- _Exercise_
Take the lines of the data below from the very first through the line containing "const BLUE = '#18a1ff';" and output them exactly, pictures excluded.

**** Source material ****

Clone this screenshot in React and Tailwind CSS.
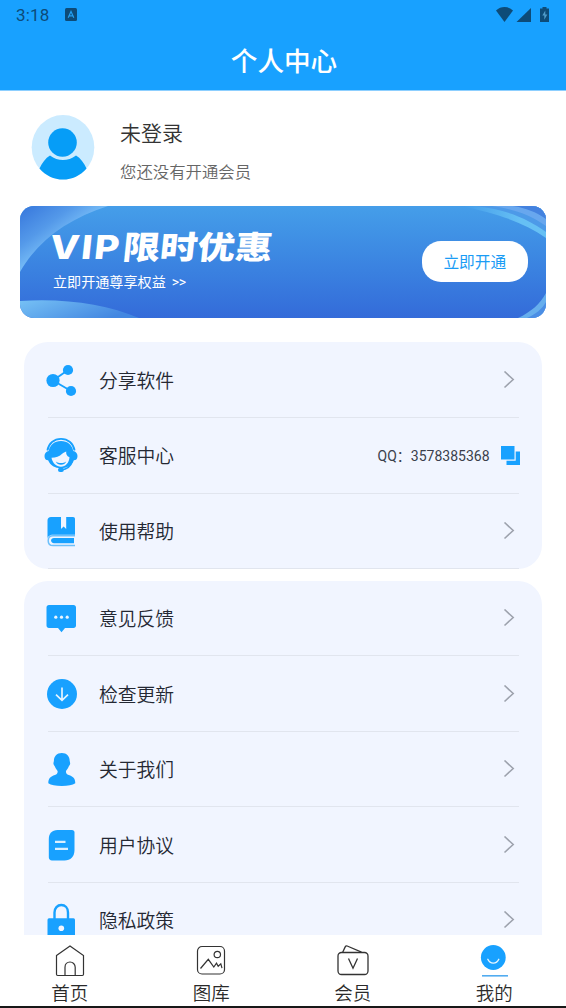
import React from 'react';

const BLUE = '#18a1ff';

const ShareIcon = () => (
    <svg width="32" height="34" viewBox="0 0 32 34" fill={BLUE}>
        <path d="M8 17.5L23 7M8 17.5L26 28" stroke={BLUE} strokeWidth="1.9" />
        <circle cx="8" cy="17.5" r="6.6" />
        <circle cx="23" cy="7" r="5.1" />
        <circle cx="26" cy="28" r="5.1" />
    </svg>
);

const ServiceIcon = () => (
    <svg width="34" height="36" viewBox="0 0 34 36" fill={BLUE}>
        <path d="M3.4 13.5C4.6 6.5 10 1.800 17 1.800s12.4 4.700 13.6 11.700" fill="none" stroke={BLUE} strokeWidth="1.8" />
        <path d="M4.800 14C5.800 8 10.400 4 17 4s11.200 4 12.200 10c2.600.4 4.300 2.400 4.300 5 0 2.700-1.300 4.300-3.600 4.300C27.800 28.400 23 31.300 17 31.300S6.200 28.400 4.100 23.300C1.800 23.300.5 21.700.5 19c0-2.600 1.700-4.600 4.300-5z" />
        <path d="M7.500 20.800c4.300-.1 8.100-1.700 10.700-4.100 1.300-1.100 2.500-1.600 4-2.300-.2 2.500.3 4.400 3.300 5.900-.4 5.400-3.900 9.500-8.500 9.500s-8.600-3.800-9.500-9z" fill="#f1f5ff" />
        <path d="M11.800 24.400c1.500 1.100 3.300 1.600 5.200 1.600s3.700-.5 5.200-1.600c-.9 2.300-2.900 3.300-5.200 3.300s-4.300-1-5.200-3.300z" />
        <path d="M28.500 24c-1.700 4.900-5 8.400-11 8.900" fill="none" stroke={BLUE} strokeWidth="1.7" />
        <rect x="14" y="30.8" width="5.8" height="4.2" rx="2" />
    </svg>
);

const HelpIcon = () => (
    <svg width="32" height="34" viewBox="0 0 32 34" fill={BLUE}>
        <path d="M6 3h10v12l2.600-2.400L21.200 15V3H28c1.300 0 2 .8 2 2v15.800H8c-3 0-5.500 1.600-5.500 4.400V6.500C2.500 4.300 3.800 3 6 3z" />
        <path d="M30 21.800H8c-3 0-4.800 1.800-4.800 4.900S5 31.600 8 31.600h22" fill="none" stroke="#6cc0fb" strokeWidth="1.5" />
        <path d="M29 24H9c-1.900 0-2.900 1.100-2.900 2.600S7.100 29.200 9 29.200h20z" />
    </svg>
);

const FeedbackIcon = () => (
    <svg width="32" height="34" viewBox="0 0 32 34" fill={BLUE}>
        <path d="M4 4h24.500c1.500 0 2.500 1 2.500 2.500v18c0 1.500-1 2.500-2.500 2.500H20l-3.500 4.200L13 27H4c-1.500 0-2.500-1-2.500-2.500v-18C1.500 5 2.500 4 4 4z" />
        <circle cx="10.8" cy="16.2" r="1.6" fill="#eaf5ff" />
        <circle cx="16.5" cy="16.2" r="1.6" fill="#eaf5ff" />
        <circle cx="22.2" cy="16.2" r="1.6" fill="#eaf5ff" />
    </svg>
);

const UpdateIcon = () => (
    <svg width="32" height="34" viewBox="0 0 32 34">
        <circle cx="17" cy="17" r="15" fill={BLUE} />
        <path d="M17 10.500v12.8M11 17.700l6 5.600 6-5.600" fill="none" stroke="#e5f4ff" strokeWidth="1.7" />
    </svg>
);

const AboutIcon = () => (
    <svg width="32" height="34" viewBox="0 0 32 34" fill={BLUE}>
        <path d="M16.800 1c5 0 7.900 3.300 7.900 8 0 1 .7 1.600.4 3-.3 1.200-.9 1.500-1.400 2.600-.8 2-1.800 3.400-2.700 4.500-.2 2 .6 3 2.700 3.800 4.300 1.500 6.600 3.300 6.600 8.300C27.500 33 23 34 16.800 34S6 33 3.300 31.200c0-5 2.300-6.800 6.600-8.300 2.100-.8 2.900-1.800 2.700-3.800-.9-1.100-1.900-2.500-2.700-4.500-.5-1.100-1.100-1.400-1.400-2.600-.3-1.400.4-2 .4-3 0-4.700 2.900-8 7.900-8z" />
    </svg>
);

const AgreementIcon = () => (
    <svg width="32" height="34" viewBox="0 0 32 34">
        <path d="M12.500 2H27c1.500 0 2.500 1 2.500 2.500V22c0 6.500-4 10.500-10 10.500H7c-2 0-3.200-1.200-3.200-3.200V11C3.800 5.500 7 2 12.500 2z" fill={BLUE} />
        <path d="M10 13.800h10.500M10 20.800h13" stroke="#d9efff" strokeWidth="2.3" />
    </svg>
);

const PrivacyIcon = () => (
    <svg width="32" height="34" viewBox="0 0 32 34">
        <path d="M9.500 16V9.500C9.500 5 12.500 2 16.300 2S23 5 23 9.500V16" fill="none" stroke={BLUE} strokeWidth="2.4" />
        <rect x="2.5" y="15.2" width="27.5" height="18.8" rx="1.5" fill={BLUE} />
        <circle cx="16.3" cy="25.2" r="2.8" fill="#f1f5ff" />
    </svg>
);

const CopyIcon = () => (
    <svg width="19" height="19" viewBox="0 0 19 19" className="mr-[22.5px] ml-[11px]" fill={BLUE}>
        <path d="M0 0H13.500V13.500H0z" />
        <path d="M14.700 5.500H19V19H5.500V14.700h9.200z" />
    </svg>
);

const Chevron = () => (
    <svg width="12" height="18" viewBox="0 0 12 18" className="mr-[27px]" fill="none" stroke="#9da2ad" strokeWidth="1.6">
        <path d="M1.500 .5l8.700 8-8.700 8" />
    </svg>
);

const groups = [
    [
        { label: '分享软件', icon: ShareIcon },
        { label: '客服中心', icon: ServiceIcon, qq: '3578385368' },
        { label: '使用帮助', icon: HelpIcon },
    ],
    [
        { label: '意见反馈', icon: FeedbackIcon },
        { label: '检查更新', icon: UpdateIcon },
        { label: '关于我们', icon: AboutIcon },
        { label: '用户协议', icon: AgreementIcon },
        { label: '隐私政策', icon: PrivacyIcon },
    ],
];

const HomeIcon = () => (
    <svg width="32" height="32" viewBox="0 0 32 32" fill="none" stroke="#333" strokeWidth="1.2">
        <path d="M2.500 10.500L16 1l13.500 9.500v18.800c0 .8-.5 1.200-1.200 1.200H3.700c-.7 0-1.200-.4-1.200-1.200z" />
        <path d="M11 30.500v-8.300c0-3 2.200-5.200 5-5.200s5.200 2.200 5.200 5.200v8.300" />
    </svg>
);

const GalleryIcon = () => (
    <svg width="32" height="32" viewBox="0 0 32 32" fill="none" stroke="#333" strokeWidth="1.2">
        <rect x="2.5" y="1.5" width="27" height="27.5" rx="4.5" />
        <circle cx="22.3" cy="9.5" r="3.2" />
        <path d="M5.500 23.500l7.800-9.200 5.500 7.700 2.700-3.800 1.700 3 2.600-2.400 1.200 4.300" />
    </svg>
);

const MemberIcon = () => (
    <svg width="34" height="32" viewBox="0 0 34 32" fill="none" stroke="#333" strokeWidth="1.3">
        <rect x="2" y="7.5" width="30" height="22" rx="3.5" />
        <path d="M6.700 7.200l2.500-5.300c.5-1 1.100-1.200 2-.9l14.300 6.200M12.500 13.500l4.500 9.800 4.500-9.800" />
    </svg>
);

const MineIcon = () => (
    <svg width="32" height="32" viewBox="0 0 32 32" fill="none">
        <circle cx="15.3" cy="12.5" r="12.4" fill={BLUE} />
        <path d="M9.800 14.300c2.300 5.100 8.700 5.100 11 0" stroke="#e5f5ff" strokeWidth="1.4" strokeLinecap="round" />
        <path d="M4 30.800h26" stroke="#52acf0" strokeWidth="1.6" />
    </svg>
);

const tabs = [
    { label: '首页', icon: HomeIcon },
    { label: '图库', icon: GalleryIcon },
    { label: '会员', icon: MemberIcon },
    { label: '我的', icon: MineIcon },
];

const Header = () => (
    <header className="h-[91px] shrink-0 bg-[#18a1ff] border-b border-[#8dcfff]">
        <div className="h-[30px] pl-[16px] pr-[16px] flex items-center text-[#0d4b78]">
            <span className="font-[Roboto] text-[17px] leading-none tracking-[0.2px]">3:18</span>
            <svg width="12" height="13" viewBox="0 0 12 13" className="ml-[15px] -mt-px">
                <rect width="12" height="13" rx="1.5" fill="currentColor" />
                <path d="M3.200 9.800L6 3.500l2.800 6.300M4.200 7.900h3.600" fill="none" stroke="#249ff2" strokeWidth="1.2" />
            </svg>
            <svg width="55" height="17" viewBox="0 0 55 17" className="ml-auto -mt-[2px]" fill="currentColor">
                <path d="M1 4.500C6-.1 13-.1 18 4.500L9.500 16z" />
                <path d="M21.500 16L36 2v14z" />
                <path d="M47.500 1h4v1.500H54V16h-9V2.500h2.500z" />
                <path d="M50.300 4.500l-3 5h2v4.300l3-5.300h-2z" fill="#4f9bca" />
            </svg>
        </div>
        <h1 className="text-center text-[26.6px] leading-[60px] font-medium text-white pl-[2px]">个人中心</h1>
    </header>
);

const Profile = () => (
    <section className="h-[115px] shrink-0 flex pl-[31px] pt-[23px]">
        <svg width="64" height="67" viewBox="0 0 64 67">
            <ellipse cx="32" cy="33.3" rx="31.3" ry="32.3" fill="#cbebff" />
            <path d="M8.500 54.500C11 49 14.500 44 19 41.500c8 6 18 6 26 0 4.500 2.500 8 7.500 10.500 13C49.500 61.500 41 65.600 32 65.600S14.500 61.500 8.500 54.500z" fill="#069df7" />
            <circle cx="31.5" cy="28.5" r="14.3" fill="#069df7" />
        </svg>
        <div className="ml-[25px] pt-[3px]">
            <p className="text-[21px] leading-[30px] font-[350] text-[#333]">未登录</p>
            <p className="mt-[12px] text-[16.4px] leading-[24px] font-[350] text-[#666]">您还没有开通会员</p>
        </div>
    </section>
);

const VipBanner = () => (
    <section className="relative mx-[20px] w-[526px] h-[112px] shrink-0 rounded-[14px] overflow-hidden bg-linear-to-b from-[#459ee9] to-[#346bd9] flex items-start">
        <svg width="526" height="112" viewBox="0 0 526 112" className="absolute inset-0">
            <defs>
                <linearGradient id="corner" x1="0" y1="0" x2="1" y2="1">
                    <stop offset="0" stopColor="#3676dc" />
                    <stop offset="0.3" stopColor="#5499e9" />
                    <stop offset="0.52" stopColor="#7ac0f8" />
                </linearGradient>
                <linearGradient id="wave" x1="0" y1="0" x2="1" y2="0.4">
                    <stop offset="0" stopColor="#76c1f5" />
                    <stop offset="1" stopColor="#4387e1" />
                </linearGradient>
                <linearGradient id="edge" x1="0" y1="0" x2="1" y2="0">
                    <stop offset="0" stopColor="#419ae9" />
                    <stop offset="0.7" stopColor="#66c0f4" />
                </linearGradient>
            </defs>
            <path d="M0 0H88C48 13 18 34 0 66z" fill="url(#corner)" />
            <path d="M0 95c44-3 86 3 119 17H0z" fill="url(#wave)" />
            <path d="M440 0h86v32C505 17 477 7 440 0z" fill="url(#edge)" />
            <path d="M456 0h70v26C508 13 488 4 456 0z" fill="#4d9ae8" />
            <path d="M472 0h54v20C511 9 494 3 472 0z" fill="#68a7ee" />
            <path d="M493 0h33v13C516 6 506 2 493 0z" fill="#4482df" />
            <path d="M498 112c13-6 22-14 28-25v25z" fill="#66aeed" />
            <path d="M507 112c9-4 15-9 19-16v16z" fill="#4b8ee5" />
        </svg>
        <div className="relative pl-[32px] pt-[21px]">
            <h2 className="flex items-start h-[38px] text-white origin-left -skew-x-6 whitespace-nowrap">
                <span className="font-[Inter] font-extrabold text-[33px] leading-[41px] w-[73px] -ml-[2px]">
                    <span className="inline-block origin-left scale-x-116 tracking-[1.8px]">VIP</span>
                </span>
                <span className="inline-block text-[32px] leading-[37px] origin-left scale-x-117 font-black">限时优惠</span>
            </h2>
            <p className="mt-[6px] pl-[1px] text-[14.1px] leading-[20px] text-white whitespace-nowrap">
                立即开通尊享权益<span className="ml-[6px] font-[Roboto] tracking-[-0.3px]">&gt;&gt;</span>
            </p>
        </div>
        <button className="relative ml-auto mt-[35px] mr-[18.5px] w-[105.5px] h-[41px] rounded-[19px] bg-white text-[#1a9cf5] text-[15.7px]">
            立即开通
        </button>
    </section>
);

const MenuRow = ({ item }) => {
    const Icon = item.icon;
    return (
        <div className="h-[75.6px] flex flex-col">
            <div className="flex-1 flex items-center">
                <div className="w-[34px] ml-[20.5px] flex justify-center">
                    <Icon />
                </div>
                <span className="ml-[21px] text-[18.8px] leading-[28px] font-[350] text-[#242833]">{item.label}</span>
                <div className="ml-auto flex items-center">
                    {item.qq ? (
                        <>
                            <span className="text-[14px] mt-[3px] text-[#3a3f4b] font-[Roboto,'Noto_Sans_CJK_SC',sans-serif]">QQ：{item.qq}</span>
                            <CopyIcon />
                        </>
                    ) : (
                        <Chevron />
                    )}
                </div>
            </div>
            <div className="h-px ml-[24px] mr-[23px] bg-[#e1e5ee]" />
        </div>
    );
};

const App = () => {
    return (
        <div className="w-[566px] h-[1008px] flex flex-col overflow-hidden bg-white font-['Noto_Sans_CJK_SC',sans-serif]">
            <Header />
            <Profile />
            <VipBanner />
            <main className="flex-1 min-h-0 overflow-hidden pt-[24.4px] flex flex-col gap-[11.5px]">
                {groups.map((rows, i) => (
                    <div key={i} className="ml-[23.5px] mr-[24px] shrink-0 rounded-[24px] bg-[#f1f5ff]">
                        {rows.map((item) => (
                            <MenuRow key={item.label} item={item} />
                        ))}
                    </div>
                ))}
            </main>
            <nav className="h-[73px] shrink-0 grid grid-cols-4 bg-white border-b-2 border-[#181818]">
                {tabs.map(({ label, icon: Icon }) => (
                    <a key={label} className="flex flex-col items-center pt-[10px] pr-[2px]">
                        <Icon />
                        <span className="mt-[2px] text-[18.5px] leading-[26px] font-[350] text-[#2a2a2a]">{label}</span>
                    </a>
                ))}
            </nav>
        </div>
    );
};

export default App;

****

- _Task result_
Clone this screenshot in React and Tailwind CSS.
import React from 'react';

const BLUE = '#18a1ff';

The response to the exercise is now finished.